Our story really begins in 1818 with Bessel who coined the term "probable error" (well, at least the equivalent in German). Probable error is the semi-interquartle range. That is, ±1PE contains the central 50% of values and is roughly 2/3 of a standard deviation. So, for a uniform distribution ±2PE contains all values but for a standard normal it contains only the central 82% of values. Finally, and crucially to our story,

±3PE contains the central ~95% of values. 1 - 0.95 = 0.05
People like Quetelet and Galton had tended to express variation or errors outside some typical range in terms of ±3PE, even after Pearson coined the term standard deviation.

There you have the basis of 0.05 significance: ±3PE was in common use in the late 1890s and this translates to 0.05. 1 in 20 is easier to interpret for most people than a z value of 2 or in terms of PE (Cowles & Davis, 1982) and thus explains why 0.05 became more popular.

In one paper from the 1890s, Pearson remarks on different p-values obtained as

p = 0.5586 --- "thus we may consider the fit remarkably good"

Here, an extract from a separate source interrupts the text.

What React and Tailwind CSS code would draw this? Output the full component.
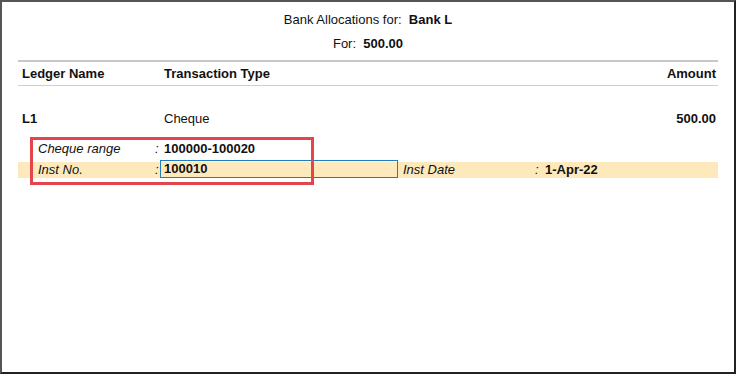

p = 0.28 --- "fairly represented"

p = 0.1 --- "not very improbable that the observed frequencies are compatible with a random sampling"

p = 0.01 --- "this very improbable result"

and here we see the start of different significance levels. 0.1 is a little probable and 0.01 very improbable. 0.05 rests between the two.

Despite this, ±3PE continued to be used as the primary criterion up to the 1920s and is still used in some fields today, especially in physics. It was Fisher that rounded off the probability to 0.05 which in turn, switched from a clean ±2σ to ±1.96σ.

In summary, ±3PE --> ±2σ --> ±1.96σ --> α = 0.05 more accurately describes the evolution of statistical significance.